— START OF Listed records —
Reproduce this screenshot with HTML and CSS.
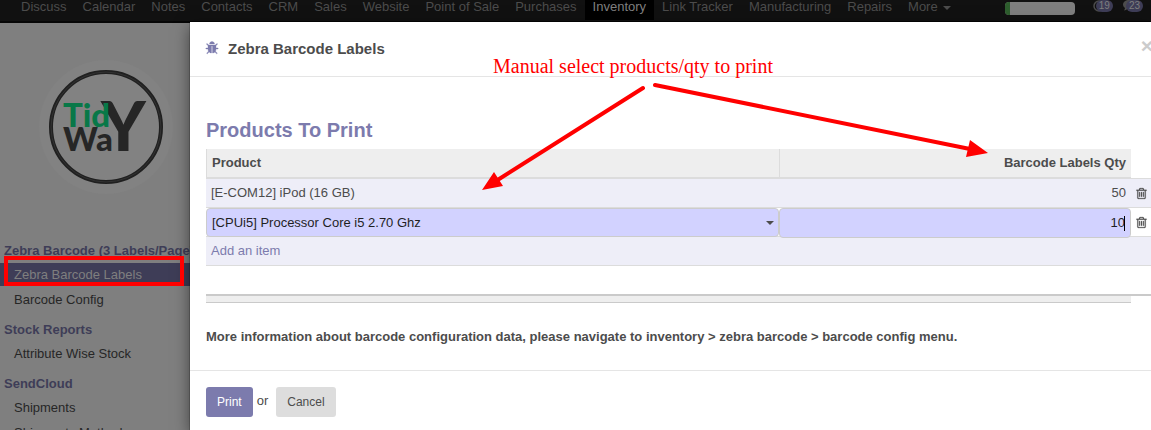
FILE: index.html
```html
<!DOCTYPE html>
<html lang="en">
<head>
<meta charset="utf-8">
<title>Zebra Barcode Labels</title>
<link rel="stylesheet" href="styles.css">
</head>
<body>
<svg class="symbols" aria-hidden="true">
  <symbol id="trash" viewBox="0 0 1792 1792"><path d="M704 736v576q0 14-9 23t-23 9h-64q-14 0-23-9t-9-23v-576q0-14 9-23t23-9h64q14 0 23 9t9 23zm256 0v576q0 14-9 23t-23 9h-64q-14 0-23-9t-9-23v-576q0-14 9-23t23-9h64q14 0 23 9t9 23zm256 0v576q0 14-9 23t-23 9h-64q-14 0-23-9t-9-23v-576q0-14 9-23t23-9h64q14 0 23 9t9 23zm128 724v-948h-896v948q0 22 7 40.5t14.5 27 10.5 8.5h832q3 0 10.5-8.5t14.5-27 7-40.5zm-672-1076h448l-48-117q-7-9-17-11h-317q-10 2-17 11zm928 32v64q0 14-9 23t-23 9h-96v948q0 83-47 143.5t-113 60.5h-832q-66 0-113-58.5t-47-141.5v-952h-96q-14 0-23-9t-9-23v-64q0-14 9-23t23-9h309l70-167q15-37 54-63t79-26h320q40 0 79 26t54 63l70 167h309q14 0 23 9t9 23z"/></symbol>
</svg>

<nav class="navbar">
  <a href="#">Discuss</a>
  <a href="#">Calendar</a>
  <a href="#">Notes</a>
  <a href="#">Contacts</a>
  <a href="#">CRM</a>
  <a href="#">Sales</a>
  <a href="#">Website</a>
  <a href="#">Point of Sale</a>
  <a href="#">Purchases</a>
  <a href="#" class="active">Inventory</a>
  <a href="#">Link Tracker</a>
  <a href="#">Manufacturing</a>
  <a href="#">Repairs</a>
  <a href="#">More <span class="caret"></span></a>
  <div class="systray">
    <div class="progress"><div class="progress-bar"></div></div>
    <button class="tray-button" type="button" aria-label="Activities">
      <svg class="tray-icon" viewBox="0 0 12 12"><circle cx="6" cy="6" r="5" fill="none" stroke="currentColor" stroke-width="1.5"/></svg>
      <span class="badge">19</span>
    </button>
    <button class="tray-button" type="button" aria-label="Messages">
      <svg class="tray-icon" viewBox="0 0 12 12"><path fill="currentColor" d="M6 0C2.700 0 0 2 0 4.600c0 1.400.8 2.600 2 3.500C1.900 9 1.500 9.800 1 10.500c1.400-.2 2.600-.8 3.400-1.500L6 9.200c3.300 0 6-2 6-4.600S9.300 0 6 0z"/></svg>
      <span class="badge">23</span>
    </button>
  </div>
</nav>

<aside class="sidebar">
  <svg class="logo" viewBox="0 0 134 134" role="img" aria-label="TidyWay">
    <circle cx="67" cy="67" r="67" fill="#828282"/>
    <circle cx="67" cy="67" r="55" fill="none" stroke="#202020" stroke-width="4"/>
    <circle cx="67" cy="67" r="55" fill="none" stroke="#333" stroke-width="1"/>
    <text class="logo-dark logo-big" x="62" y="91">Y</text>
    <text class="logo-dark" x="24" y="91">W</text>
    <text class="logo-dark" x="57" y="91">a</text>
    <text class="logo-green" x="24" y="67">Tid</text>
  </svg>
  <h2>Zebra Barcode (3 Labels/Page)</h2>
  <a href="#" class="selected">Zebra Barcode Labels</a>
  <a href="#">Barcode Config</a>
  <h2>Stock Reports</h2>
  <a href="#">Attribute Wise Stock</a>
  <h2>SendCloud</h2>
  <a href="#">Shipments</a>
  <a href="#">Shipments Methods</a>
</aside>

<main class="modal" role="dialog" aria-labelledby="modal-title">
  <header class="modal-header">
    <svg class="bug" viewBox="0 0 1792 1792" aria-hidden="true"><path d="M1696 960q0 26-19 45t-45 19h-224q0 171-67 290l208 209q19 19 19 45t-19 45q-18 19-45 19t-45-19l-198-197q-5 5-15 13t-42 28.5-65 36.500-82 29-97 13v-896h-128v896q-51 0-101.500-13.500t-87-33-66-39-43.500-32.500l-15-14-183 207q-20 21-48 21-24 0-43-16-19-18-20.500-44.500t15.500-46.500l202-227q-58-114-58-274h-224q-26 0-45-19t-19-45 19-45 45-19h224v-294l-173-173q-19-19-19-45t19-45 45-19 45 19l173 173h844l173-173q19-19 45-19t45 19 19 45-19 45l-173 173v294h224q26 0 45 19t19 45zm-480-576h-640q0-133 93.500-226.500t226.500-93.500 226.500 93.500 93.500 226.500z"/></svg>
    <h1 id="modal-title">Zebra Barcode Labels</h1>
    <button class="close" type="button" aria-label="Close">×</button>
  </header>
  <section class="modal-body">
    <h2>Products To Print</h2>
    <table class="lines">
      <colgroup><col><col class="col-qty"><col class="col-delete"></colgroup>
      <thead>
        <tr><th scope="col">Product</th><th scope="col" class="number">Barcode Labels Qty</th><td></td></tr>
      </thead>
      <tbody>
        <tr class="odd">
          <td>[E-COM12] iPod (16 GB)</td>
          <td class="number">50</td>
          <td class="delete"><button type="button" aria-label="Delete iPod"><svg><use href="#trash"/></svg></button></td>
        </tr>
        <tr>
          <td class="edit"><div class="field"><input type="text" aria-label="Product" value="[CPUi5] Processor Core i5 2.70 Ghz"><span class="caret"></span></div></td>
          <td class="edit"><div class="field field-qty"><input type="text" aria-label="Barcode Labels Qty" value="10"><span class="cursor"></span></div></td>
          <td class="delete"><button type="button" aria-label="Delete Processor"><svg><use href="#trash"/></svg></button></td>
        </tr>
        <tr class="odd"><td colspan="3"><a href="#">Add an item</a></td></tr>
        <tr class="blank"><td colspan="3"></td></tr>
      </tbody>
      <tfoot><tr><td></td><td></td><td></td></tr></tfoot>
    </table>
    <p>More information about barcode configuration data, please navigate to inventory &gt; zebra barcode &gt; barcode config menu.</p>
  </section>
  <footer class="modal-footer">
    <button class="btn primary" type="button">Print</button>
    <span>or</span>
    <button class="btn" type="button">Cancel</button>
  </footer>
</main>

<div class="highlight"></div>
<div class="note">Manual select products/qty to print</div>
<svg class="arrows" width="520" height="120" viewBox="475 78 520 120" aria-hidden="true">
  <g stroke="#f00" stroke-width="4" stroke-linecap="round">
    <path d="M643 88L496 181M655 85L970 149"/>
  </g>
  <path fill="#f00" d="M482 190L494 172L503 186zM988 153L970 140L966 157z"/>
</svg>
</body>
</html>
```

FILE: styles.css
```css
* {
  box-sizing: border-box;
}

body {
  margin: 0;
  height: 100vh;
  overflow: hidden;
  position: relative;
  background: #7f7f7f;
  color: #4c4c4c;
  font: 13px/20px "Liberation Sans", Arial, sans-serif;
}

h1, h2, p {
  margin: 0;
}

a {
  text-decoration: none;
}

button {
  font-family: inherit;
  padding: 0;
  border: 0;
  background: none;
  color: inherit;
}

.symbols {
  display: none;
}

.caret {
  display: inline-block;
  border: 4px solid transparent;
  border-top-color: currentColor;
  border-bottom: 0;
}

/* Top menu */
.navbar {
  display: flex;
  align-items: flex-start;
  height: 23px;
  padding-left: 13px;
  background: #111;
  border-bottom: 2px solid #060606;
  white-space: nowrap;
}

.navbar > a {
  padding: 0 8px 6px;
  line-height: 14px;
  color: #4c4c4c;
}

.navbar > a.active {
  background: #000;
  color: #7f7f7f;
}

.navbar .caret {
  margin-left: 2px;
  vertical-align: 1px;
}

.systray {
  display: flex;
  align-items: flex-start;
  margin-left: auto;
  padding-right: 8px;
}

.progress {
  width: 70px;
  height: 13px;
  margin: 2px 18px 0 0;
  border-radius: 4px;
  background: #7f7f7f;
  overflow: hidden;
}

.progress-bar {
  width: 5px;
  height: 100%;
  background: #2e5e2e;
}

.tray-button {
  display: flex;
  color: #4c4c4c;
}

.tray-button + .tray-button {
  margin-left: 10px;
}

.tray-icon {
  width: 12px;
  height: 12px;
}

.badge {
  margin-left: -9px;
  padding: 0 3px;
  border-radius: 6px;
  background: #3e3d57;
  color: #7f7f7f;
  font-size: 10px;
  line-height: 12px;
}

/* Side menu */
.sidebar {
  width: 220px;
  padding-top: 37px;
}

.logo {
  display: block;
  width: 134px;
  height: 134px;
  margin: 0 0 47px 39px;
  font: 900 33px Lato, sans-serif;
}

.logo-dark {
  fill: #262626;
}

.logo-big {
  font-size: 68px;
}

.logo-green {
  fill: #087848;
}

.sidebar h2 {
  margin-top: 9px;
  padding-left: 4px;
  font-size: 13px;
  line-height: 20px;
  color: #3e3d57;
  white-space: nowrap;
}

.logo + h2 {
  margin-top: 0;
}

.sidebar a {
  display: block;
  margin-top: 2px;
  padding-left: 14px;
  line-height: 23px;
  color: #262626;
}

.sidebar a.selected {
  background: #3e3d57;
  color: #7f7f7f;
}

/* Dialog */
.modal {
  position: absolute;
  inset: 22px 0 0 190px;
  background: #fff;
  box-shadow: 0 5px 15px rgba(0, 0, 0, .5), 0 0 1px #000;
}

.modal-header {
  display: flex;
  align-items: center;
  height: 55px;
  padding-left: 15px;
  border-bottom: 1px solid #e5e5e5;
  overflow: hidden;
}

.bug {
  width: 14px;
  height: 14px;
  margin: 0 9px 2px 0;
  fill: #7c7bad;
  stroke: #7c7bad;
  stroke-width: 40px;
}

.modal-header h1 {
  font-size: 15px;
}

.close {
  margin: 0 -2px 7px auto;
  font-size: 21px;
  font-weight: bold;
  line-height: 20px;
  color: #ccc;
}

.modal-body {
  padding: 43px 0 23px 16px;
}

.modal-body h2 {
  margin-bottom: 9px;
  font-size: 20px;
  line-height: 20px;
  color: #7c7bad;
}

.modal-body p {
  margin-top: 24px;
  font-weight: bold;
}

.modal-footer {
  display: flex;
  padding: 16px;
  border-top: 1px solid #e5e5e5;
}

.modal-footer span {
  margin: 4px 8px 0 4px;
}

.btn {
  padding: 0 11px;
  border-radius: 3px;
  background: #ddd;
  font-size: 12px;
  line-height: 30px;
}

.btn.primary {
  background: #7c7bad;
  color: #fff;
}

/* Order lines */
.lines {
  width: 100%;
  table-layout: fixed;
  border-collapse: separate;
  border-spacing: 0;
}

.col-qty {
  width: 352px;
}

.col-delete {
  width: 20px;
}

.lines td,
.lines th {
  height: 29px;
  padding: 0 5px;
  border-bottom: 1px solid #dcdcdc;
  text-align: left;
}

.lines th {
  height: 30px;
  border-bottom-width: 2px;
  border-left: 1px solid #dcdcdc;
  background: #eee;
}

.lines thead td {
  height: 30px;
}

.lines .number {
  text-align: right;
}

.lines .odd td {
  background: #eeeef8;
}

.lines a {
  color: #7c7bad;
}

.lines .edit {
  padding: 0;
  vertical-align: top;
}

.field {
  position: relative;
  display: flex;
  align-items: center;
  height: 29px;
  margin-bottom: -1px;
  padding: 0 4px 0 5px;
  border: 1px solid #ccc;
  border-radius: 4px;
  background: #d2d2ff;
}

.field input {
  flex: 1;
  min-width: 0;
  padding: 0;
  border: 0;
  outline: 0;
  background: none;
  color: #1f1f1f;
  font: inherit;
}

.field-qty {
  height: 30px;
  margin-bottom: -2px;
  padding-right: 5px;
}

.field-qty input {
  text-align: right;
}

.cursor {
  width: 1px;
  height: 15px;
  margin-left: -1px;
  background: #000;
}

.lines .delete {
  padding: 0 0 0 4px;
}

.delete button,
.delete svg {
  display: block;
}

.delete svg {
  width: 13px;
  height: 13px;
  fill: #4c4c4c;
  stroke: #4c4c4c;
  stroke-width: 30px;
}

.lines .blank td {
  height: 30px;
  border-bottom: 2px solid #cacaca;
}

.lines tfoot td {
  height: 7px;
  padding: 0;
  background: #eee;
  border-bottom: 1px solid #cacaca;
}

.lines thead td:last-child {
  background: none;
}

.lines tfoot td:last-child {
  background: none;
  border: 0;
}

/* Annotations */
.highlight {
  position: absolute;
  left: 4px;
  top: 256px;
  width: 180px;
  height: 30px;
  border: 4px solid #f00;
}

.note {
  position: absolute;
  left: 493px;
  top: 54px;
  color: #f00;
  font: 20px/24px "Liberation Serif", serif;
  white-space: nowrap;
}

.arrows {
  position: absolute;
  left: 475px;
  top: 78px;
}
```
— END OF Listed records —
— START OF Listed records —
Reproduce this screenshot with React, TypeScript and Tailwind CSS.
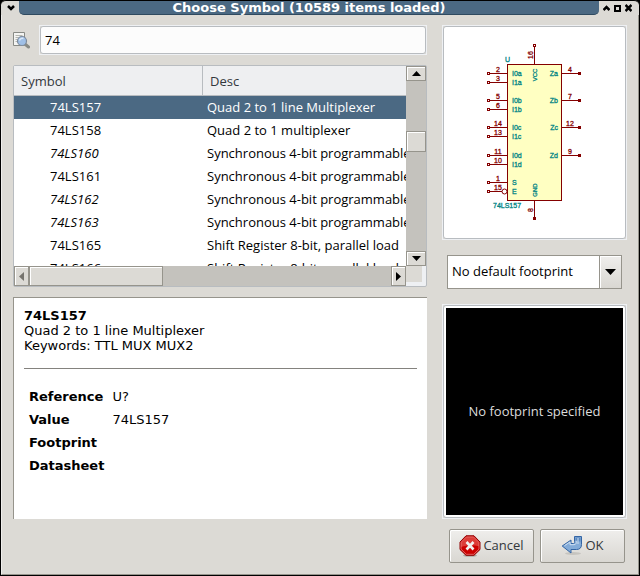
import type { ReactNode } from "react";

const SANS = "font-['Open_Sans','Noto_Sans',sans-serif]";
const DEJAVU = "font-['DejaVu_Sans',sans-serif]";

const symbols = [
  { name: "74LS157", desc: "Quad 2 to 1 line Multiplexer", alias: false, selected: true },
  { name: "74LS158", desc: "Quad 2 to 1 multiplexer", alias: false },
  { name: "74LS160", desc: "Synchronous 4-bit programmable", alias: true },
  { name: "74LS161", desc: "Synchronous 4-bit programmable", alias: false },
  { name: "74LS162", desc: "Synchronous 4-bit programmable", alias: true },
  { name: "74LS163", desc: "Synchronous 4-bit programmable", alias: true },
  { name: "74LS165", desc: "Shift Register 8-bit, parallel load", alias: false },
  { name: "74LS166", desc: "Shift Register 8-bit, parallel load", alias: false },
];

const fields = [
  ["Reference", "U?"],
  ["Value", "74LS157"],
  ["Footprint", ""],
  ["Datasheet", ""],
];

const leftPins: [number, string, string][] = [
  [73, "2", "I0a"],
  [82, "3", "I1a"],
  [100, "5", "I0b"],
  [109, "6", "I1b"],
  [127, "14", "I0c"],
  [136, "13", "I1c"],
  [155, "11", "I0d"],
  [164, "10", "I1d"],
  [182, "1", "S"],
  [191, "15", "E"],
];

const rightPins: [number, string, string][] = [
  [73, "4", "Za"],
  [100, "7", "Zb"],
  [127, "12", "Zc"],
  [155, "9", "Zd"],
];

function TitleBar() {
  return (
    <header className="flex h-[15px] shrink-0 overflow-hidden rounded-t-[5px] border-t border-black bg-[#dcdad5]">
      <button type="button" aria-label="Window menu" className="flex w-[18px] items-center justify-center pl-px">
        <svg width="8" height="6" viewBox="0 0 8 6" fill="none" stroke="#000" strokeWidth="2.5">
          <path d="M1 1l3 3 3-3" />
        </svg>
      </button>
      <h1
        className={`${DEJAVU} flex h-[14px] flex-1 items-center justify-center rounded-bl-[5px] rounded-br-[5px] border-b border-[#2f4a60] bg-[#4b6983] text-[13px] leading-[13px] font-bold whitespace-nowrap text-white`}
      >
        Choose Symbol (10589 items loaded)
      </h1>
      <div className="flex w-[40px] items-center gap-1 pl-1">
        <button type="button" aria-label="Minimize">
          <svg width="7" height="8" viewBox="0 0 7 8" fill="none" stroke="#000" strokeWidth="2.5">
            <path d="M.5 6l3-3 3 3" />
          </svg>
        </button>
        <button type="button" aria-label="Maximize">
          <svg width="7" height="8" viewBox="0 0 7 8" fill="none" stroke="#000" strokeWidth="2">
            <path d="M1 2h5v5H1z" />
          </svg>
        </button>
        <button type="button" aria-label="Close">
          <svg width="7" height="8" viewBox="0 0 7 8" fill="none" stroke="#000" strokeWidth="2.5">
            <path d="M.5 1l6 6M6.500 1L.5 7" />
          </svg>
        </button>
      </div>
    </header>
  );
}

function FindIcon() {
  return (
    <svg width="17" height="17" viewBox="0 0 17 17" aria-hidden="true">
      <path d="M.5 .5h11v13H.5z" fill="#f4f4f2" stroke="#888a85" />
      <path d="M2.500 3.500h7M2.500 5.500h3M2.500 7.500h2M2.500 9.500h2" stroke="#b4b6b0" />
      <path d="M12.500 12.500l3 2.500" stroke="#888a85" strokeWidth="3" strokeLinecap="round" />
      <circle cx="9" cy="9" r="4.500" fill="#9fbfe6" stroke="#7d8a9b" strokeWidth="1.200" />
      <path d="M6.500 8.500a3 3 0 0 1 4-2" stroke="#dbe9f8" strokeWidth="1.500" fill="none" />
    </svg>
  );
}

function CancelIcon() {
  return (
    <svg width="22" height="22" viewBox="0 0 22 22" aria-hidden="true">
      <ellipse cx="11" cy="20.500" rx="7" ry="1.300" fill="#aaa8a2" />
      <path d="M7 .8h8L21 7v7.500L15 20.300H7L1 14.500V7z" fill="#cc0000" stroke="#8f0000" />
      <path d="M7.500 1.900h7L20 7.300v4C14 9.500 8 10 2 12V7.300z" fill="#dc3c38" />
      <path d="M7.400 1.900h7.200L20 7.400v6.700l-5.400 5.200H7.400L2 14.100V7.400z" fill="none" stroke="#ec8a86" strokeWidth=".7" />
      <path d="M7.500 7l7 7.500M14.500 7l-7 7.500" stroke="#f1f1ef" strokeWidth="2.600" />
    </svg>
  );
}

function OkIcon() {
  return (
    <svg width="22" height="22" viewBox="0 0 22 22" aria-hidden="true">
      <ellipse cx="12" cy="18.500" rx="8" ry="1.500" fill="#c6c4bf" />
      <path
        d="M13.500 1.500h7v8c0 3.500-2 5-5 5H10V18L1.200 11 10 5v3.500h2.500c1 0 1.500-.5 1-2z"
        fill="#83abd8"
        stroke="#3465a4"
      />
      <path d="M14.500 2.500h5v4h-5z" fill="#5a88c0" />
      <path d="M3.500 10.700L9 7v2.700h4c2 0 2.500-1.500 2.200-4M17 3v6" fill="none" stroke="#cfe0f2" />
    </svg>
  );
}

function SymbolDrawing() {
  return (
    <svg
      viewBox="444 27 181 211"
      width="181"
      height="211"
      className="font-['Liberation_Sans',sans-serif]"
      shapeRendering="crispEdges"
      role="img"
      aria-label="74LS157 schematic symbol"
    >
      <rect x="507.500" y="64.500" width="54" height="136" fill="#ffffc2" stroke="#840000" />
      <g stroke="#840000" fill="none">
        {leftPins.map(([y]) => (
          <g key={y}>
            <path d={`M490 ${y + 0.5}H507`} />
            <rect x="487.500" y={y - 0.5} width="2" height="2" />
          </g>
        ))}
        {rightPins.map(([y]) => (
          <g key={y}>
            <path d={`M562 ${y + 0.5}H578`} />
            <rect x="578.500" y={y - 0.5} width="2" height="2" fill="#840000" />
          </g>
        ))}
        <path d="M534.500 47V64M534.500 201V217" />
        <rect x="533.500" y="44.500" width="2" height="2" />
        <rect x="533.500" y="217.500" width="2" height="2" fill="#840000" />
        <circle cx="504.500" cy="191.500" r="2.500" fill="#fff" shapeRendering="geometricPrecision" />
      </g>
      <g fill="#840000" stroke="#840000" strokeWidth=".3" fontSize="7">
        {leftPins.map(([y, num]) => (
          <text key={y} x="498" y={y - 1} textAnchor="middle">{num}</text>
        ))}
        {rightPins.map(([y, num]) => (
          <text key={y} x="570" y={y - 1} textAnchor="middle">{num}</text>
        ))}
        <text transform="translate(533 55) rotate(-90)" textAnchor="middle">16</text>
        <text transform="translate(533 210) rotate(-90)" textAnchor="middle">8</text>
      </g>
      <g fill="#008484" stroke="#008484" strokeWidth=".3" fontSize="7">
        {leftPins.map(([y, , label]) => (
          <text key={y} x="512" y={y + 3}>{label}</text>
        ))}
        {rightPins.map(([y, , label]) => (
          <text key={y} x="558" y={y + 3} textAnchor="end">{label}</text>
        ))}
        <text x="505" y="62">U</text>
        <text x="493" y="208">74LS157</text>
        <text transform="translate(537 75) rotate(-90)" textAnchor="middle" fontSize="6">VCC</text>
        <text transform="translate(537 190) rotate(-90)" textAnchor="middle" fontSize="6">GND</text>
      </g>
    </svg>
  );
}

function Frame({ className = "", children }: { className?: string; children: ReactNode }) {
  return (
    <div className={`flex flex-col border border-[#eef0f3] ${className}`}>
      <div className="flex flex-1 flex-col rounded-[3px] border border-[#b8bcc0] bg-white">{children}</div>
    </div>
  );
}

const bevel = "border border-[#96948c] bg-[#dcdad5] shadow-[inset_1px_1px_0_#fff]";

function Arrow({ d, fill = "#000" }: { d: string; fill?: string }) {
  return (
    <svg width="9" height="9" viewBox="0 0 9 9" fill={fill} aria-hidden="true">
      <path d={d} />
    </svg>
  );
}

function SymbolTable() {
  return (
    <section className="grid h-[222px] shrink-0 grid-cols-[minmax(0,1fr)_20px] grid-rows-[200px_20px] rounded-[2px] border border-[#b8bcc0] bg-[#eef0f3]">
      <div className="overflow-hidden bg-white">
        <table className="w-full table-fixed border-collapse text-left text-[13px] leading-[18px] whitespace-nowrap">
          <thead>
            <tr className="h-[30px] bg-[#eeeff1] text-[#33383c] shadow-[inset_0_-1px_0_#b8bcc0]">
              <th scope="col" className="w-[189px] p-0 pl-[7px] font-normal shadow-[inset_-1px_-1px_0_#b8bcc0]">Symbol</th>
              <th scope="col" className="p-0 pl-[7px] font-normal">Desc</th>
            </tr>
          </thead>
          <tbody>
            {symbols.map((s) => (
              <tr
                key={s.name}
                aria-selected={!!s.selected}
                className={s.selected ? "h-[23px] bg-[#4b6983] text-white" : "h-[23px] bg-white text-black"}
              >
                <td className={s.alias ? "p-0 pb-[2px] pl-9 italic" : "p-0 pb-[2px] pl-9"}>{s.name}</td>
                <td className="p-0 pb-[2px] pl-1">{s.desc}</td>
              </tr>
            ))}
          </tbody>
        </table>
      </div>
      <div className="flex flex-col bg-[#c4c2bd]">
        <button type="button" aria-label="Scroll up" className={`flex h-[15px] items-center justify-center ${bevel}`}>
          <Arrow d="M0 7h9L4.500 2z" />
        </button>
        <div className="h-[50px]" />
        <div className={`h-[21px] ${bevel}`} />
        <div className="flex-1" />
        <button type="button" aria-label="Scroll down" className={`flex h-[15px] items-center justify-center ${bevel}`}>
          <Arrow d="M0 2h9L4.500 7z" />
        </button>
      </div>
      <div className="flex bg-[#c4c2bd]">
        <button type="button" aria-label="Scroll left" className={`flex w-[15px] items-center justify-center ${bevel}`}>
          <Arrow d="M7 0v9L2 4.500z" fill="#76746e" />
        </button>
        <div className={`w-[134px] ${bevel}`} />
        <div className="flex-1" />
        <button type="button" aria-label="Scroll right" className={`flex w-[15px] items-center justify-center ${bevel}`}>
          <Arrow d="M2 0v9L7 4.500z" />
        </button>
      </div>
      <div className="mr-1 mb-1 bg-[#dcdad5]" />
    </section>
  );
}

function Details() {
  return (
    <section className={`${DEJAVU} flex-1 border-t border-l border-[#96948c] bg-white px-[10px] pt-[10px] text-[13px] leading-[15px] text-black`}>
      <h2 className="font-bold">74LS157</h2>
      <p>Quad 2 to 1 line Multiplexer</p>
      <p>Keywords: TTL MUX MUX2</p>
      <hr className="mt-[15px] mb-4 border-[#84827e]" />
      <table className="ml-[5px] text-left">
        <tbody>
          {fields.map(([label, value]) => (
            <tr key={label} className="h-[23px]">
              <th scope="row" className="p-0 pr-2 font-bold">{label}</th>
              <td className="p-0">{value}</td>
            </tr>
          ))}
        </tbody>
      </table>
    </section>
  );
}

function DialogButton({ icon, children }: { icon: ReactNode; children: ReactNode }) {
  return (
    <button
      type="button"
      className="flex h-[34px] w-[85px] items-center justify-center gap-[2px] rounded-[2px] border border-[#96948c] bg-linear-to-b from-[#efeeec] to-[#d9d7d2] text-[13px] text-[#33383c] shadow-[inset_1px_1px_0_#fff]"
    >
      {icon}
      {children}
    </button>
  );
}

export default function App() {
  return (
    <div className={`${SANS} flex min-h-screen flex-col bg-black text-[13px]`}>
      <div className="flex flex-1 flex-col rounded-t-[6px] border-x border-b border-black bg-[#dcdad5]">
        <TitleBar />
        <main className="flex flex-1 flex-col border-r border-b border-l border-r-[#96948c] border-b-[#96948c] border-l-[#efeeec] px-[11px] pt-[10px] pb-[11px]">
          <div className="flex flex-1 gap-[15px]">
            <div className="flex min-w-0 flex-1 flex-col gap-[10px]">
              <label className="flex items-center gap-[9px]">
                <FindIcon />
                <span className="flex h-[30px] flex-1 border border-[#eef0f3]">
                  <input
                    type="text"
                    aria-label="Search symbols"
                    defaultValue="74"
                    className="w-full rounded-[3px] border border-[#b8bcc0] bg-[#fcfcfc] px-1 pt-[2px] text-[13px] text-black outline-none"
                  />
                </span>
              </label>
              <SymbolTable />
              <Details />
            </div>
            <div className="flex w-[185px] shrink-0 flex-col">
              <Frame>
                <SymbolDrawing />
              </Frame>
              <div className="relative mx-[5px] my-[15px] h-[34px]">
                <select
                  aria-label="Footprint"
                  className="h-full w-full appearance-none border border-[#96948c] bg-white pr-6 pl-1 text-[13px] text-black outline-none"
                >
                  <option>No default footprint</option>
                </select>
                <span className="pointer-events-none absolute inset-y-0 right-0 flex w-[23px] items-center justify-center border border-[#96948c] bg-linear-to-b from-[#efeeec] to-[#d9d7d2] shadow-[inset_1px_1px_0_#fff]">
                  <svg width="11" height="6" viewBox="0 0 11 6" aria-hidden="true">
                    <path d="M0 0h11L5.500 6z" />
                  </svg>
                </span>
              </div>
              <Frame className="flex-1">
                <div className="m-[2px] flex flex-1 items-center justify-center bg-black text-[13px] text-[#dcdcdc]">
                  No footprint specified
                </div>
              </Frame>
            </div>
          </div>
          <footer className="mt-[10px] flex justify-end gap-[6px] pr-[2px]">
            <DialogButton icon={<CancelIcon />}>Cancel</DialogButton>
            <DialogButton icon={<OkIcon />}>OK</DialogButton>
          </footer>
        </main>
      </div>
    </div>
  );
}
— END OF Listed records —
Problem description: In the listing above, find the lines holding the word "with" and copy them.

Exercise response:
Reproduce this screenshot with HTML and CSS.
Reproduce this screenshot with React, TypeScript and Tailwind CSS.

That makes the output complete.